On Thursday charges were announced against seven members of one of Michigan’s best known militias, the Wolverine Watchmen, accused of plotting to kidnap Ms Whitmer and violently overthrow the state government.
The Wolverine Watchmen is believed to be an offshoot of another Michigan militia, known as the Wolverines.
Michigan is nicknamed the Wolverine State.
Members of a Michigan militia stand outside Whitmer's office door in April, after she extended the coronavirus lockdown
The group was founded in 1994 by Norm Olson, a former US airforce non-commissioned officer, and claims to have more than 80 brigades in nine divisions across the state, according to The Irish Times.
Experts say membership figures tend to ebb and flow according to the contemporary political climate, but could number several thousand at any one time. Current membership was unclear.
Training sessions involving tactical and survival role-playing and weapons use are usually held once a month.

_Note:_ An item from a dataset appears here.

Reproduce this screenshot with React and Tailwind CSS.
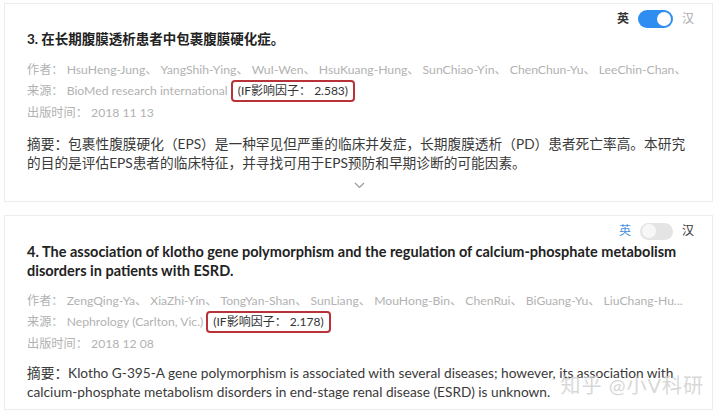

The militia’s 31-page handbook claims the group is not a racist or Right-wing organisation, instead welcoming everyone “regardless of the hue of their skin”.
They do, however, emphasise "the Judeo-Christian influence rooted in our founding fathers."
The seven militia members charged on Thursday are accused of attempting "to instigate a civil war and kidnap officials including the governor."
On their website, the militia state: "A well-armed citizenry is the best form of Homeland Security and can better deter crime, invasion, terrorism, and tyranny."
It adds: "If you are a United States citizen (or have declared your intent to become such), who is capable of bearing arms, or supports the right to do so, then YOU ARE the MILITIA!"
Members of a Michigan militia pictured in Lansing in April 2020
The handbook says they are "not racists fighting ‘the great race war, to annihilate the mud people’."
Nor, they say, are they "terrorists advocating violence or destroying buildings in Oklahoma full of men, women and children" — a reference to Timothy McVeigh, America’s worst domestic terrorist, who blew up a federal building in Oklahoma City in 1995, killing 168 people and injuring 680.
"Only lunatics do that," they say.
The manifesto goes on to rail against taxes, and explain that they are taking up arms to protect the freedom of US citizens.
"We Americans have lost the concept of true freedom because we no longer know exactly what our rights are. In today’s United States, the word ‘rights’ has been corrupted so completely that few Americans any longer know the difference between procedural rights, civil rights and our unalienable rights and liberties," they say.
Members attend training sessions developing marksmanship and survival skills.
The issue of the militias has come to the fore amid a heated election season, and with a president who is loathe to condemn the armed gangs, who generally are passionate supporters of his campaign.
In at least 45 open-carry states militia members can walk around in public armed and outfitted as if they’re going to war in Iraq or Afghanistan, entirely legally.
The consequences have been fatal.
In Kenosha, Wisconsin, two Black Lives Matter protesters were shot and killed on August 25 by Kyle Rittenhouse, a 17-year-old self-declared militia member.
In Portland, Oregon, a member of the far-Right group Patriot Prayer, who show up at rallies heavily armed, was shot and killed by a far-Left gunman.
And in other cities across the US — in Kentucky, in Georgia, in Texas and elsewhere — ugly scenes of militia members confronting protesters have been common this summer.
Many fear that the tension will only increase as the election gets closer, and in the immediate aftermath, if Mr Trump does not win.
Donald Trump won’t accept the results of the election if he loses.
And he’ll do anything to stay in power. pic.twitter.com/Ja0xQJtqCS
— The Lincoln Project (@ProjectLincoln) October 7, 2020
The Lincoln Project, an anti-Trump group of former Republicans, this week put out a new campaign video highlighting Mr Trump’s courting of militias and other far-Right groups.
"This isn’t a dog whistle," the voice over says. "It’s a siren."